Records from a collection
>> START
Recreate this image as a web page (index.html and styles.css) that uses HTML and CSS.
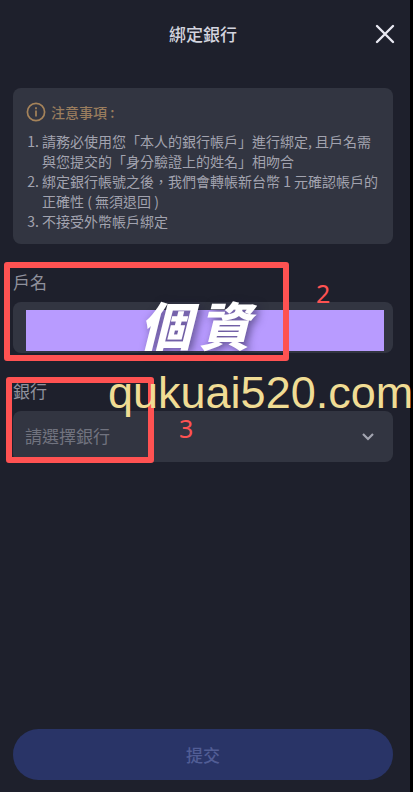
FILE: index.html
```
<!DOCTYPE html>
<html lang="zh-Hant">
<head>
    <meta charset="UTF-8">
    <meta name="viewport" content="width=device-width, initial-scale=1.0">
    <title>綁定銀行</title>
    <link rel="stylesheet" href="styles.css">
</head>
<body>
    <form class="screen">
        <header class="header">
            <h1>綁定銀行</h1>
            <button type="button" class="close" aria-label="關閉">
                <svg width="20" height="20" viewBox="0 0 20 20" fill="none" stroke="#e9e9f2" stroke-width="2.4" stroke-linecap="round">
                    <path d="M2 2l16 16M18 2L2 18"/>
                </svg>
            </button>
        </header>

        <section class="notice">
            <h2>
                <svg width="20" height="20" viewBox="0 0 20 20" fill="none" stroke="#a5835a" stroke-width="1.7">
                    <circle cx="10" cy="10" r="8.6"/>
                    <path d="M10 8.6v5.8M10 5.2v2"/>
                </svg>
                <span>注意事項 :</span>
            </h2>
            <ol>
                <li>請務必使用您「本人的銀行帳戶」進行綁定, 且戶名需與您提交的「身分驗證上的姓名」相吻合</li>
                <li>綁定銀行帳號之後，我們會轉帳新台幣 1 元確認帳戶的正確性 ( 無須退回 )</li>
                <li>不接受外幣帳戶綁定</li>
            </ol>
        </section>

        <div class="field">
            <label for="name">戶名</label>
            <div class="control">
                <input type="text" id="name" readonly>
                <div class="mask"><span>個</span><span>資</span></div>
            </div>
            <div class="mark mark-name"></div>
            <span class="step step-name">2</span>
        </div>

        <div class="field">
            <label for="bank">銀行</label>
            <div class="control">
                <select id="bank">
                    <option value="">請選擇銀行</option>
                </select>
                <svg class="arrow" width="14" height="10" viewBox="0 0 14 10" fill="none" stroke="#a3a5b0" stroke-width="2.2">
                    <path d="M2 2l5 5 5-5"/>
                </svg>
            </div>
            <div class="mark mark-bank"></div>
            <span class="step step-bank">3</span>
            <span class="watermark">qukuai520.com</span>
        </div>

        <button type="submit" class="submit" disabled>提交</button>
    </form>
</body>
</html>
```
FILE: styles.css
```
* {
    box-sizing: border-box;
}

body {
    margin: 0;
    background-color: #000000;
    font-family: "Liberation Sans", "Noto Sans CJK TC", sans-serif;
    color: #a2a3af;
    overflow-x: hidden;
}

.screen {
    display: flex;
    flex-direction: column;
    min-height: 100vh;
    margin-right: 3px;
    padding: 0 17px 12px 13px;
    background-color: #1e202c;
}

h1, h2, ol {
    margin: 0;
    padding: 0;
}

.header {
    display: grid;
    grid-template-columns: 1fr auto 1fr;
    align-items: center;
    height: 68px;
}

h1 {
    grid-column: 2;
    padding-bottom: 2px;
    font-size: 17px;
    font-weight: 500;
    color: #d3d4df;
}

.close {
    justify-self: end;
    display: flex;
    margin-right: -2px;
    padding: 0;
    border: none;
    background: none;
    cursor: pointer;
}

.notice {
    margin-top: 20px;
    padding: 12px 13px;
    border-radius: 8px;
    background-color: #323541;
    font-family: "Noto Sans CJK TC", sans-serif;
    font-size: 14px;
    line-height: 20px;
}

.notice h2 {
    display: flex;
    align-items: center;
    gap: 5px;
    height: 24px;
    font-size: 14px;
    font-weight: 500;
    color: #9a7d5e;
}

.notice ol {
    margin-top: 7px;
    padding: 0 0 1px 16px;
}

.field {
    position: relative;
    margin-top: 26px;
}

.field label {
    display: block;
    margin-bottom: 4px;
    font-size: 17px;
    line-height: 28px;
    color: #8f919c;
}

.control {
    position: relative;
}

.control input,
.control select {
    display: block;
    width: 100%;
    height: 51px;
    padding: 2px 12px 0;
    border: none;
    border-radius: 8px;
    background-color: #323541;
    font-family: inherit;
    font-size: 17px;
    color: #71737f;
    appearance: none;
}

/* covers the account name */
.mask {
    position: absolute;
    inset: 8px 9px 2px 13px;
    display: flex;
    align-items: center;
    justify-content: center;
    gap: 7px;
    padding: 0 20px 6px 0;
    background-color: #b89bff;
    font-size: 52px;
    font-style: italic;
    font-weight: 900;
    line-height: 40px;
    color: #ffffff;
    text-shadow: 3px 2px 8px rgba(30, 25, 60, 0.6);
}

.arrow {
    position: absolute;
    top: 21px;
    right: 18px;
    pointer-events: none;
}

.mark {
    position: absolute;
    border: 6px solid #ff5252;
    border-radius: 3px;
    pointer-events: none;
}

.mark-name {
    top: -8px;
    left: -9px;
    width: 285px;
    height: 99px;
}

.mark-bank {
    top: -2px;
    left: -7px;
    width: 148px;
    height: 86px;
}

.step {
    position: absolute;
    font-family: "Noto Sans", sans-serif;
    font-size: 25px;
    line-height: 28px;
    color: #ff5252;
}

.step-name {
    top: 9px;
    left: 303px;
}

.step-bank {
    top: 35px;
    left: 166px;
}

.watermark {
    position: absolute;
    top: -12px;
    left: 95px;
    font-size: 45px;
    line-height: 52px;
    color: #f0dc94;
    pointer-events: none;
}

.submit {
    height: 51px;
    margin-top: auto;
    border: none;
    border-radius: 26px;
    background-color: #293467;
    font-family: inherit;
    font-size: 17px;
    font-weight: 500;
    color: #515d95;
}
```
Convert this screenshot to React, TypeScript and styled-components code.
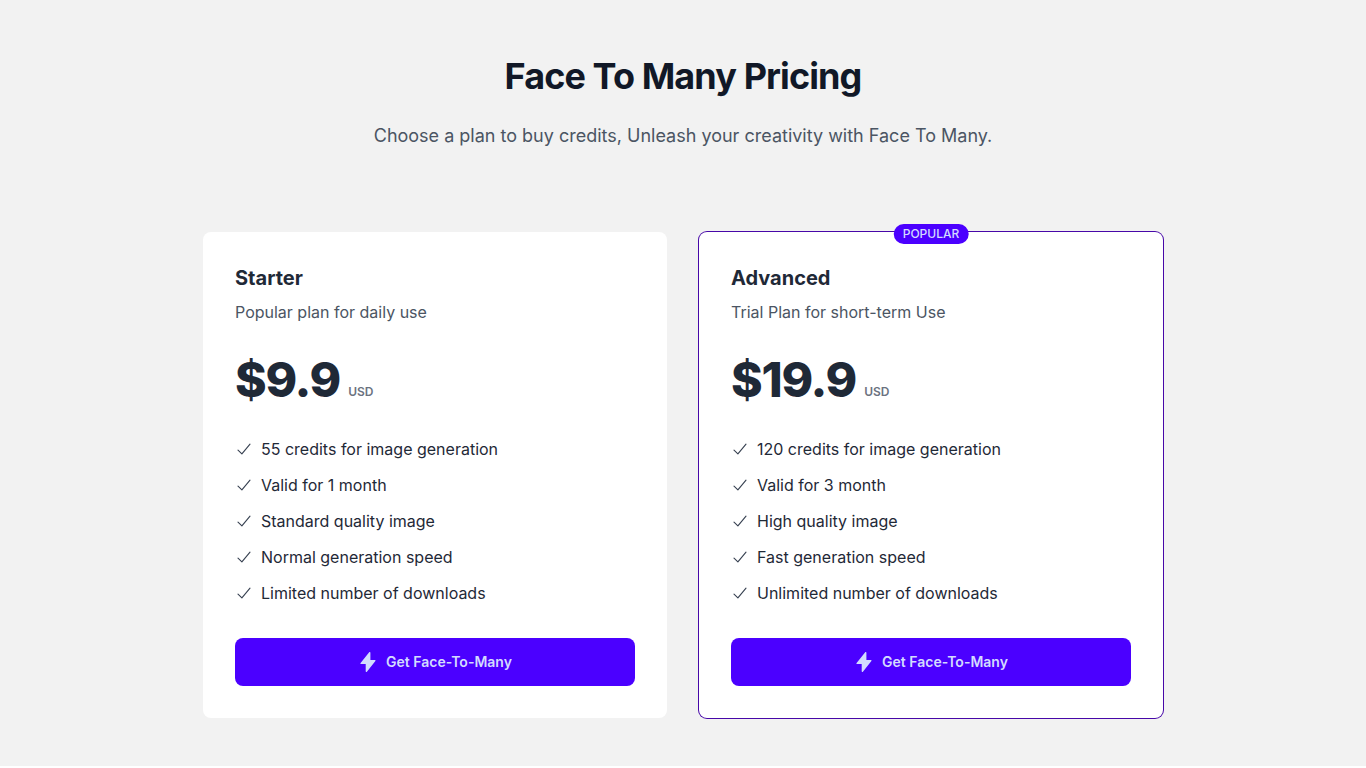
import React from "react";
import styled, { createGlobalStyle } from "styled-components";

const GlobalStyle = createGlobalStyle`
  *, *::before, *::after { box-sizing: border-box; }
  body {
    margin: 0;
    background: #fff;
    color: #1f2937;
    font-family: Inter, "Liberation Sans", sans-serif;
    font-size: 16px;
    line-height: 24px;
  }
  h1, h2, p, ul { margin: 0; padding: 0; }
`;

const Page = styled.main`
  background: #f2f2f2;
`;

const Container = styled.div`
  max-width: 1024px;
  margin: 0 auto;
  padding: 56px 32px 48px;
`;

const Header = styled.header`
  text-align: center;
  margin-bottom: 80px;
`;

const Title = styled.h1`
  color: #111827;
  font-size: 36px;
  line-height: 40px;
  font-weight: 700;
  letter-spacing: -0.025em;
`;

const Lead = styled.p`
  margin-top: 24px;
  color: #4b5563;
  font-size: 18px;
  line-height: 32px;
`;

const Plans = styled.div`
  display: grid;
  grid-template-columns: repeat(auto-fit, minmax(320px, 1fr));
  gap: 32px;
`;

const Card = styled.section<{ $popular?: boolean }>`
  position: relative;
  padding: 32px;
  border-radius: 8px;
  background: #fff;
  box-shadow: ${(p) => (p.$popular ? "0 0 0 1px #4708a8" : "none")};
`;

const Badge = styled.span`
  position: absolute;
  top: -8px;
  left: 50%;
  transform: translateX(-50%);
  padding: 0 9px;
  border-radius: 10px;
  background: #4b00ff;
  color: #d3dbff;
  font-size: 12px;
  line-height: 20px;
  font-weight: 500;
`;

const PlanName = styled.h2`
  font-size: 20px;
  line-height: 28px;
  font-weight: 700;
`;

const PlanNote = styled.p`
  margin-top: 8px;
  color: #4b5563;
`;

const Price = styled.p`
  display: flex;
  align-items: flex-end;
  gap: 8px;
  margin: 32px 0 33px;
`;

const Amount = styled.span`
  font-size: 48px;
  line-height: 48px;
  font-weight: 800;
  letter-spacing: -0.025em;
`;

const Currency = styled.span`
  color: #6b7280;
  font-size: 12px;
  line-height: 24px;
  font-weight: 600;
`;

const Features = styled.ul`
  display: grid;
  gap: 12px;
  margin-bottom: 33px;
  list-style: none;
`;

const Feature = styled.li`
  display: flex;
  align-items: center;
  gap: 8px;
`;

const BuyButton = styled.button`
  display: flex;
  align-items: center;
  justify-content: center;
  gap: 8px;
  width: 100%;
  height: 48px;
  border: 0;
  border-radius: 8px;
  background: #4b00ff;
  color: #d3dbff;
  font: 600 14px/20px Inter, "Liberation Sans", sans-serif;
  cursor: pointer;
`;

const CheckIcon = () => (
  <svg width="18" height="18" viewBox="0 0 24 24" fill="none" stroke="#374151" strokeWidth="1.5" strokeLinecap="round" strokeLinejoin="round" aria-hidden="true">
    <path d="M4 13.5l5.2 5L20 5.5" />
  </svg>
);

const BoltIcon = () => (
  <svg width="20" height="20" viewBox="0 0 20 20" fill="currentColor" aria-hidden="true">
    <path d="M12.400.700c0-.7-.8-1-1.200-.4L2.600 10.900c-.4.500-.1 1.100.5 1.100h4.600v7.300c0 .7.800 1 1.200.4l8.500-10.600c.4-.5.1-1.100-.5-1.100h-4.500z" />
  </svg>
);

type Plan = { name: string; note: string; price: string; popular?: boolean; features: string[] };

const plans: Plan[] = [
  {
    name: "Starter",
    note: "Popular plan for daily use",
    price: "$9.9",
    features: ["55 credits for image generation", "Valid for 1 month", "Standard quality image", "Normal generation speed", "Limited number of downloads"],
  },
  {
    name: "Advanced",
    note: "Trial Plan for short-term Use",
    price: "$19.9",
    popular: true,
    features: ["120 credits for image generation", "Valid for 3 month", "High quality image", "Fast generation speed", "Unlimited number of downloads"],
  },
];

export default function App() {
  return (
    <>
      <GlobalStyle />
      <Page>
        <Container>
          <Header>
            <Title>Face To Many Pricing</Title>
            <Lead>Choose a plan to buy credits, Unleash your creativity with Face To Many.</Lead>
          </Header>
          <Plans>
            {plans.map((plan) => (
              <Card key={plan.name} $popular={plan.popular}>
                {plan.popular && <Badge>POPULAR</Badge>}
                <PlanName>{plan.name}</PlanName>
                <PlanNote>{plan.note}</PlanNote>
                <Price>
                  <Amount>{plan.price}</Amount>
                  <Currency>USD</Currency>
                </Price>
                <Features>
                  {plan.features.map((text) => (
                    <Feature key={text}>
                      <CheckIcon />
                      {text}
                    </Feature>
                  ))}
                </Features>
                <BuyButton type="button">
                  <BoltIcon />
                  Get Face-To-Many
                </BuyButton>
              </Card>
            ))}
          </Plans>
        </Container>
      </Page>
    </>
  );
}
>> END
Where does the word "React" appear in the listing? List each line that holds it.

Convert this screenshot to React, TypeScript and styled-components code.
import React from "react";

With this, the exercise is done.